━━━ ENTRIES PROVIDED

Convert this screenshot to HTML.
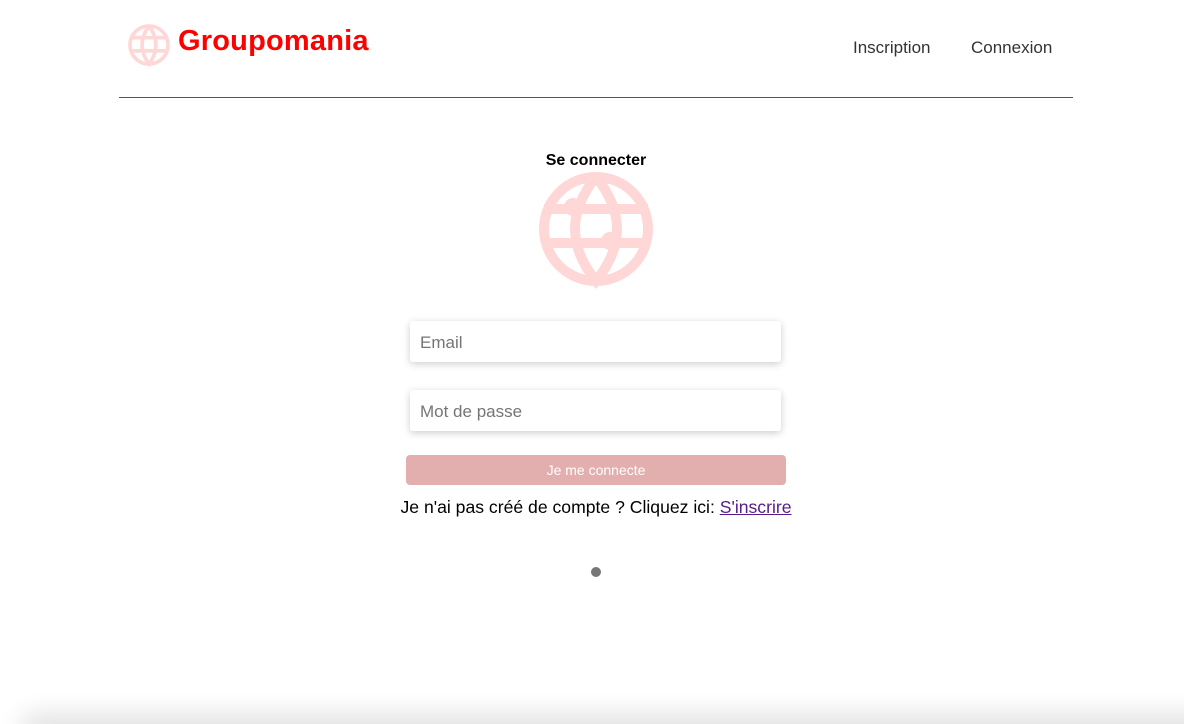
<!DOCTYPE html>
<html><head><meta charset="utf-8"><style>
html,body{margin:0;width:1184px;height:724px;overflow:hidden}
body{background:#fff;font-family:"Liberation Sans",Arial,sans-serif;position:relative}
.hdr{position:absolute;left:119px;top:0;width:954px;height:97px;border-bottom:1px solid #555}
.logo{position:absolute;left:8px;top:22px}
.brand{position:absolute;left:59px;top:25px;color:#f00;font-weight:bold;font-size:29px;letter-spacing:0.2px}
.nav{position:absolute;top:38px;font-size:17px;color:#333}
h1{position:absolute;top:152px;left:0;width:1192px;text-align:center;font-size:16px;margin:0;font-weight:bold}
.inp{position:absolute;left:410px;height:41px;background:#fff;border-radius:3px;box-shadow:0 2px 8px rgba(0,0,0,.2);padding-left:10px;font-size:17px;color:#757575;line-height:43px;width:361px}
.btn{position:absolute;left:406px;top:455px;width:380px;height:30px;background:#e3aeae;border-radius:4px;color:#fff;font-size:14px;text-align:center;line-height:30px}
.txt{position:absolute;top:497px;left:0;width:1192px;text-align:center;font-size:17.6px}
.txt a{color:#551a8b;text-decoration:underline}
.dot{position:absolute;left:591px;top:567px;width:10px;height:10px;border-radius:50%;background:#777}
.sh{position:absolute;left:20px;width:1250px;top:724px;height:30px;box-shadow:0 -10px 25px rgba(0,0,0,.12);border-radius:30px}
</style></head><body>
<div class="hdr">
<svg class="logo" width="44" height="46" viewBox="-60 -60 120 120"><g fill="none" stroke="#ffd7d7" stroke-width="10"><circle r="52"/><path d="M0 -52 Q-38 0 0 52 Q38 0 0 -52"/><line x1="-52" y1="-20" x2="52" y2="-20"/><line x1="-52" y1="16" x2="52" y2="16"/></g></svg>
<div class="brand">Groupomania</div>
<div class="nav" style="left:734px">Inscription</div>
<div class="nav" style="left:852px">Connexion</div>
</div>
<h1>Se connecter</h1>
<svg style="position:absolute;left:536px;top:169px" width="120" height="120" viewBox="-60 -60 120 120"><g fill="none" stroke="#ffd7d7" stroke-width="10"><circle r="52"/><path d="M0 -52 Q-42 0 0 52 Q42 0 0 -52"/><line x1="-52" y1="-20" x2="52" y2="-20"/><line x1="-52" y1="14" x2="52" y2="14"/></g><circle cx="-23" cy="-22" r="9" fill="#ffd7d7"/><circle cx="14" cy="12" r="9" fill="#ffd7d7"/></svg>
<div class="inp" style="top:321px">Email</div>
<div class="inp" style="top:390px">Mot de passe</div>
<div class="btn">Je me connecte</div>
<div class="txt">Je n'ai pas créé de compte ? Cliquez ici: <a>S'inscrire</a></div>
<div class="dot"></div>
<div class="sh"></div>
</body></html>
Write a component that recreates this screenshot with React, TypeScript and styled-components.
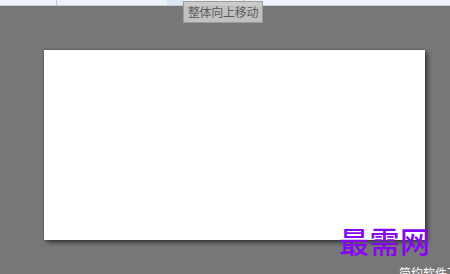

━━━━━━

Retype each record exactly as it stands, but do not include the pictures.

Convert this screenshot to HTML.
<!DOCTYPE html>
<html><head><meta charset="utf-8"><style>
html,body{margin:0;width:1184px;height:724px;overflow:hidden}
body{background:#fff;font-family:"Liberation Sans",Arial,sans-serif;position:relative}
.hdr{position:absolute;left:119px;top:0;width:954px;height:97px;border-bottom:1px solid #555}
.logo{position:absolute;left:8px;top:22px}
.brand{position:absolute;left:59px;top:25px;color:#f00;font-weight:bold;font-size:29px;letter-spacing:0.2px}
.nav{position:absolute;top:38px;font-size:17px;color:#333}
h1{position:absolute;top:152px;left:0;width:1192px;text-align:center;font-size:16px;margin:0;font-weight:bold}
.inp{position:absolute;left:410px;height:41px;background:#fff;border-radius:3px;box-shadow:0 2px 8px rgba(0,0,0,.2);padding-left:10px;font-size:17px;color:#757575;line-height:43px;width:361px}
.btn{position:absolute;left:406px;top:455px;width:380px;height:30px;background:#e3aeae;border-radius:4px;color:#fff;font-size:14px;text-align:center;line-height:30px}
.txt{position:absolute;top:497px;left:0;width:1192px;text-align:center;font-size:17.6px}
.txt a{color:#551a8b;text-decoration:underline}
.dot{position:absolute;left:591px;top:567px;width:10px;height:10px;border-radius:50%;background:#777}
.sh{position:absolute;left:20px;width:1250px;top:724px;height:30px;box-shadow:0 -10px 25px rgba(0,0,0,.12);border-radius:30px}
</style></head><body>
<div class="hdr">
<svg class="logo" width="44" height="46" viewBox="-60 -60 120 120"><g fill="none" stroke="#ffd7d7" stroke-width="10"><circle r="52"/><path d="M0 -52 Q-38 0 0 52 Q38 0 0 -52"/><line x1="-52" y1="-20" x2="52" y2="-20"/><line x1="-52" y1="16" x2="52" y2="16"/></g></svg>
<div class="brand">Groupomania</div>
<div class="nav" style="left:734px">Inscription</div>
<div class="nav" style="left:852px">Connexion</div>
</div>
<h1>Se connecter</h1>
<svg style="position:absolute;left:536px;top:169px" width="120" height="120" viewBox="-60 -60 120 120"><g fill="none" stroke="#ffd7d7" stroke-width="10"><circle r="52"/><path d="M0 -52 Q-42 0 0 52 Q42 0 0 -52"/><line x1="-52" y1="-20" x2="52" y2="-20"/><line x1="-52" y1="14" x2="52" y2="14"/></g><circle cx="-23" cy="-22" r="9" fill="#ffd7d7"/><circle cx="14" cy="12" r="9" fill="#ffd7d7"/></svg>
<div class="inp" style="top:321px">Email</div>
<div class="inp" style="top:390px">Mot de passe</div>
<div class="btn">Je me connecte</div>
<div class="txt">Je n'ai pas créé de compte ? Cliquez ici: <a>S'inscrire</a></div>
<div class="dot"></div>
<div class="sh"></div>
</body></html>
Write a component that recreates this screenshot with React, TypeScript and styled-components.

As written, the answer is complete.